Anthony Sattin's book takes place in the winter of 1849, when an unhappy Englishwoman and an obscure French writer boarded the same boat leaving Alexandria for Cairo. Florence Nightingale and Gustave Flaubert were never introduced, during the voyage or afterwards, but Sattin weaves their accounts of Egypt into an enjoyable parallel micro-biography: the story of a single winter that changed both their lives.
Each hoped the trip up the Nile would bring the answer to a dilemma. Flaubert had just written a draft of The Temptation of Saint Anthony, which his most trusted literary friends had told him was only fit for burning, while Nightingale had failed to persuade her parents to let her become a nurse. Both wrote prolifically while in Egypt, though neither is quite the writer one expects. Nightingale's diaries, with their eager interest in landscape and local colour, nicely complement Flaubert's more self-absorbed jottings about dancing girls and his own dreams of literary success.
Sattin has previously edited a collection of Nightingale's letters home from Egypt, and is perhaps more comfortable writing about her transformative voyage than about Flaubert's dissolute gap year.
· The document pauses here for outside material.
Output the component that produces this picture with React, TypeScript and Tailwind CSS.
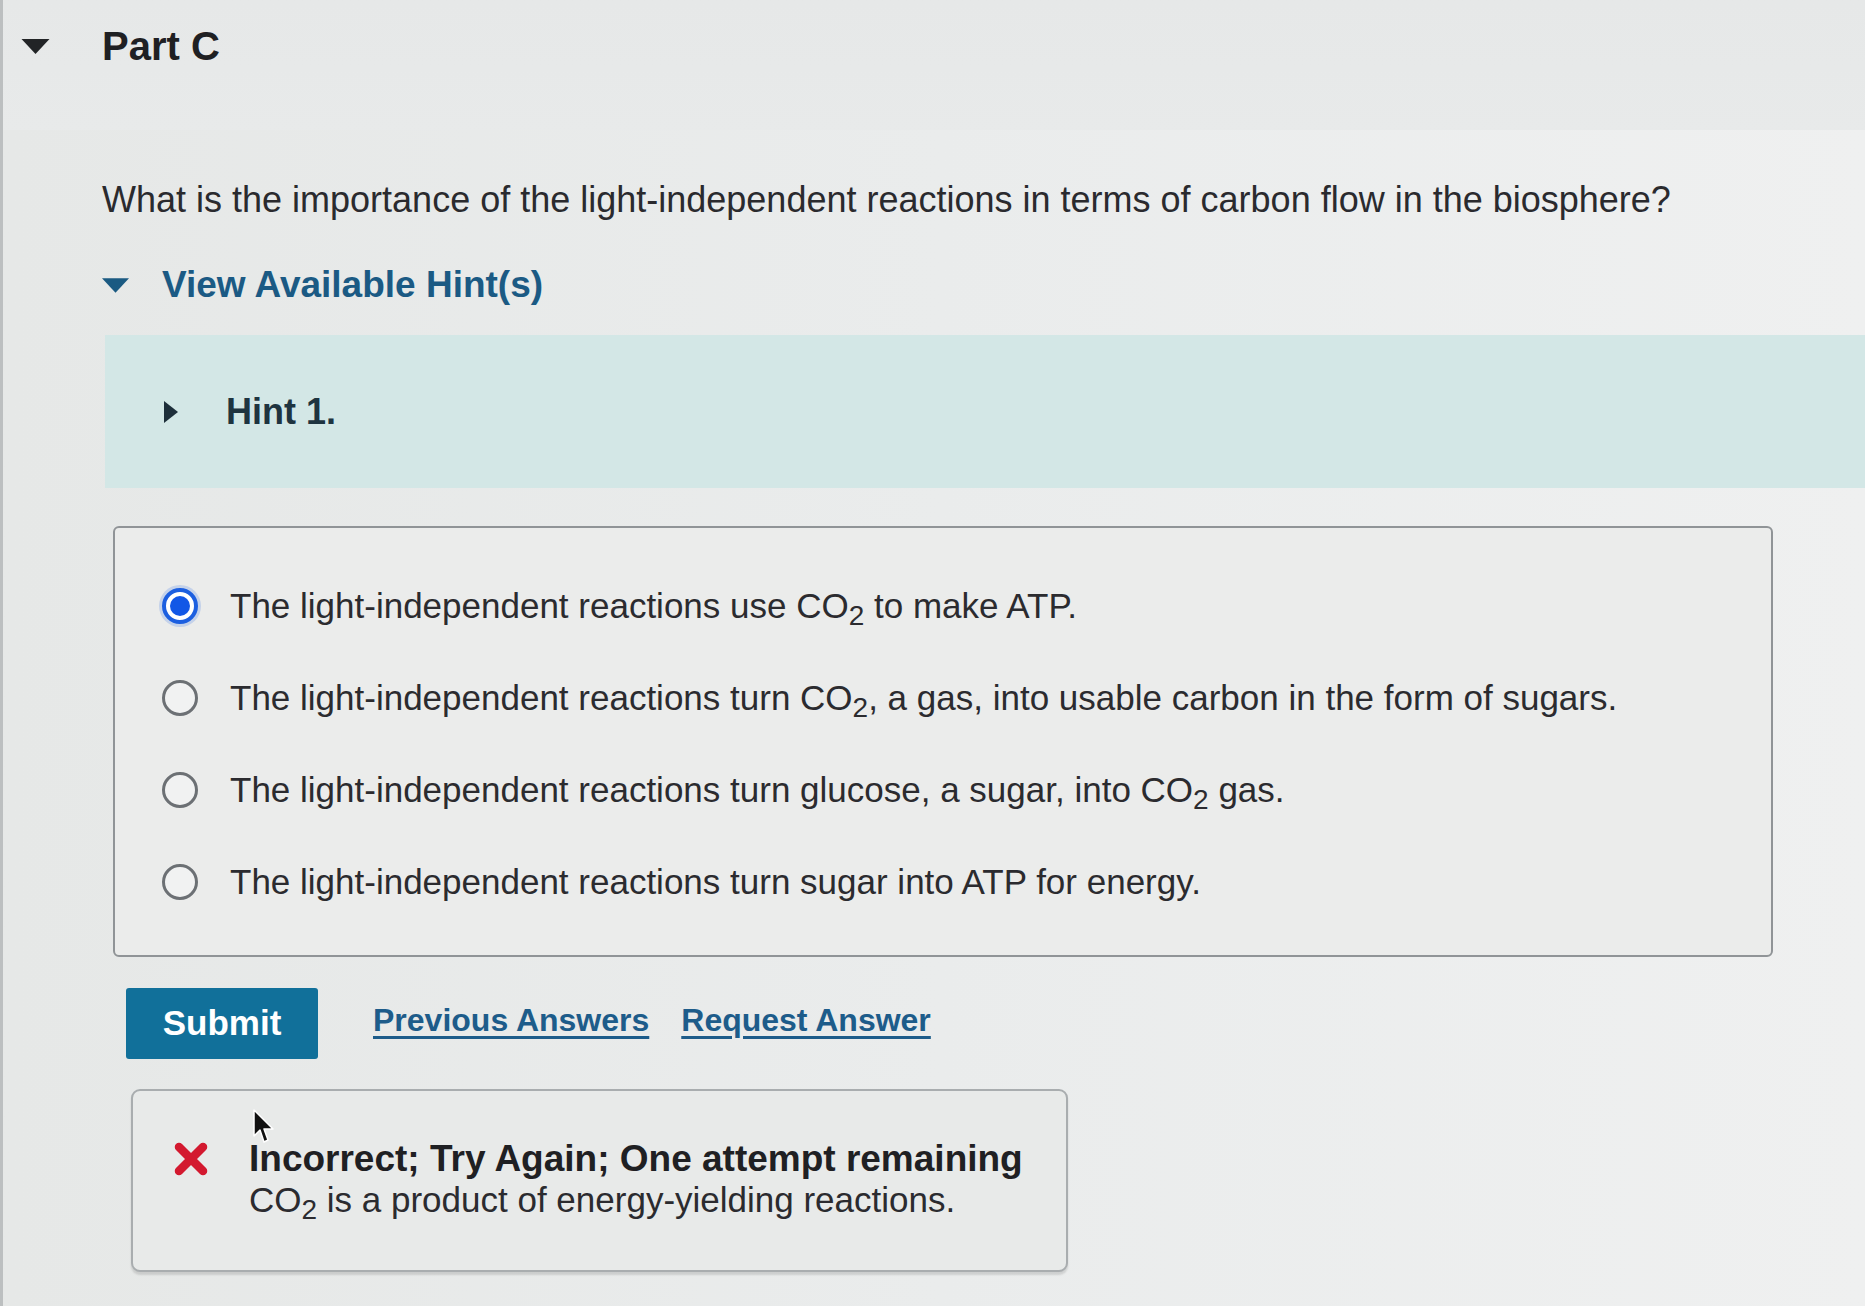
import React from "react";

const font = { fontFamily: '"Liberation Sans", Arial, Helvetica, sans-serif' };

function CaretDown({ className }: { className: string }) {
  return (
    <svg viewBox="0 0 28 15" className={className} aria-hidden>
      <path d="M0 0 L28 0 L14 15 Z" fill="currentColor" />
    </svg>
  );
}

function CaretRight({ className }: { className: string }) {
  return (
    <svg viewBox="0 0 14 22" className={className} aria-hidden>
      <path d="M0 0 L14 11 L0 22 Z" fill="currentColor" />
    </svg>
  );
}

function Radio({ checked }: { checked: boolean }) {
  if (checked) {
    return (
      <span className="flex h-[36px] w-[36px] shrink-0 items-center justify-center rounded-full border-[4px] border-[#1c5fe0] bg-white shadow-[0_0_0_3px_rgba(80,130,230,0.25)]">
        <span className="h-[20px] w-[20px] rounded-full bg-[#1257e6]" />
      </span>
    );
  }
  return <span className="h-[36px] w-[36px] shrink-0 rounded-full border-[3px] border-[#6c7074] bg-[#f1f2f2]" />;
}

const Sub = ({ children }: { children: React.ReactNode }) => (
  <sub className="text-[0.8em]">{children}</sub>
);

const options: { checked: boolean; text: React.ReactNode }[] = [
  {
    checked: true,
    text: (
      <>
        The light-independent reactions use CO<Sub>2</Sub> to make ATP.
      </>
    ),
  },
  {
    checked: false,
    text: (
      <>
        The light-independent reactions turn CO<Sub>2</Sub>, a gas, into usable carbon in the form of sugars.
      </>
    ),
  },
  {
    checked: false,
    text: (
      <>
        The light-independent reactions turn glucose, a sugar, into CO<Sub>2</Sub> gas.
      </>
    ),
  },
  {
    checked: false,
    text: <>The light-independent reactions turn sugar into ATP for energy.</>,
  },
];

export default function App() {
  return (
    <div
      className="min-h-screen w-full border-l-[3px] border-[#bcbfc0] bg-gradient-to-r from-[#e6e8e7] via-[#eaecec] to-[#eff0f0] text-[#2a2a2e]"
      style={font}
    >
      {/* header */}
      <div className="flex h-[130px] items-start bg-gradient-to-b from-[#e6e8e8] to-[#e8eaea] pl-[18px] pt-[23px]">
        <div className="flex h-[46px] items-center">
          <CaretDown className="h-[15px] w-[29px] text-[#222426]" />
          <h1 className="ml-[52px] text-[40px] font-bold leading-[46px] text-[#1f2023]">Part C</h1>
        </div>
      </div>

      <div className="pl-[99px]">
        <p className="mt-[48px] text-[36px] leading-[44px] text-[#2a2a2e]">
          What is the importance of the light-independent reactions in terms of carbon flow in the biosphere?
        </p>

        <div className="mt-[42px] flex h-[42px] items-center">
          <CaretDown className="h-[15px] w-[27px] text-[#1b5a82]" />
          <span className="ml-[33px] text-[37px] font-bold leading-[42px] text-[#1b5a84]">View Available Hint(s)</span>
        </div>

        <div className="ml-[3px] mt-[29px] flex h-[153px] items-center bg-[#d3e7e6] pl-[59px]">
          <CaretRight className="h-[22px] w-[14px] text-[#1d2f3a]" />
          <span className="ml-[48px] text-[36px] font-bold leading-[42px] text-[#1e3440]">Hint 1.</span>
        </div>

        <div className="ml-[11px] mt-[38px] w-[1660px] rounded-[6px] border-2 border-[#909497] bg-[#ebeceb] pb-[27px] pl-[47px] pt-[32px]">
          {options.map((o, i) => (
            <div key={i} className="flex h-[92px] items-center">
              <Radio checked={o.checked} />
              <span className="ml-[32px] text-[35px] leading-[42px] text-[#2b2b2f]">{o.text}</span>
            </div>
          ))}
        </div>

        <div className="ml-[24px] mt-[31px] flex items-center">
          <button
            type="button"
            className="h-[71px] w-[192px] rounded-[3px] bg-[#11709a] text-[35px] font-bold text-white"
          >
            Submit
          </button>
          <a className="mb-[8px] ml-[55px] text-[32px] font-bold text-[#1d5c8a] underline underline-offset-[5px]" href="#">
            Previous Answers
          </a>
          <a className="mb-[8px] ml-[32px] text-[32px] font-bold text-[#1d5c8a] underline underline-offset-[5px]" href="#">
            Request Answer
          </a>
        </div>

        <div className="relative ml-[29px] mt-[30px] w-[937px] rounded-[9px] border-2 border-[#a9adaf] bg-[#e8eae9] pb-[50px] pl-[39px] pt-[47px] shadow-[0_3px_2px_rgba(0,0,0,0.12)]">
          <div className="flex items-start">
            <svg viewBox="0 0 38 36" className="mt-[3px] h-[36px] w-[38px] shrink-0" aria-hidden>
              <path d="M7 6 L31 30 M31 6 L7 30" stroke="#d3192f" strokeWidth="8.5" strokeLinecap="round" />
            </svg>
            <div className="ml-[39px]">
              <div className="text-[37px] font-bold leading-[41px] text-[#1f2023]">
                Incorrect; Try Again; One attempt remaining
              </div>
              <div className="text-[35px] leading-[41px] text-[#2b2b2f]">
                CO<Sub>2</Sub> is a product of energy-yielding reactions.
              </div>
            </div>
          </div>
          <svg viewBox="0 0 24 36" className="absolute left-[119px] top-[18px] h-[36px] w-[24px]" aria-hidden>
            <path
              d="M2 1 L2 27 L8 21 L12 33 L16 31 L12 20 L21 20 Z"
              fill="#111"
              stroke="#fff"
              strokeWidth="1.5"
              strokeLinejoin="round"
            />
          </svg>
        </div>
      </div>
    </div>
  );
}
Florence wanders awestruck in temples, conjuring up the land of the Pharaohs and hearing the voice of God calling her to a life of service. Gustave prefers vegetating on the deck of his sailboat and occasionally making the most of Egypt's burgeoning market in sex tourism. But the two become unwitting companions and lively guides to Victorian Egypt. And while Sattin is a little coy about the fleshpots of Cairo Flaubert's self-confessed homosexual encounters are oddly glossed over his careful shadowing of the famous tourists makes an unconventional biographical diptych out of a tantalising historical coincidence.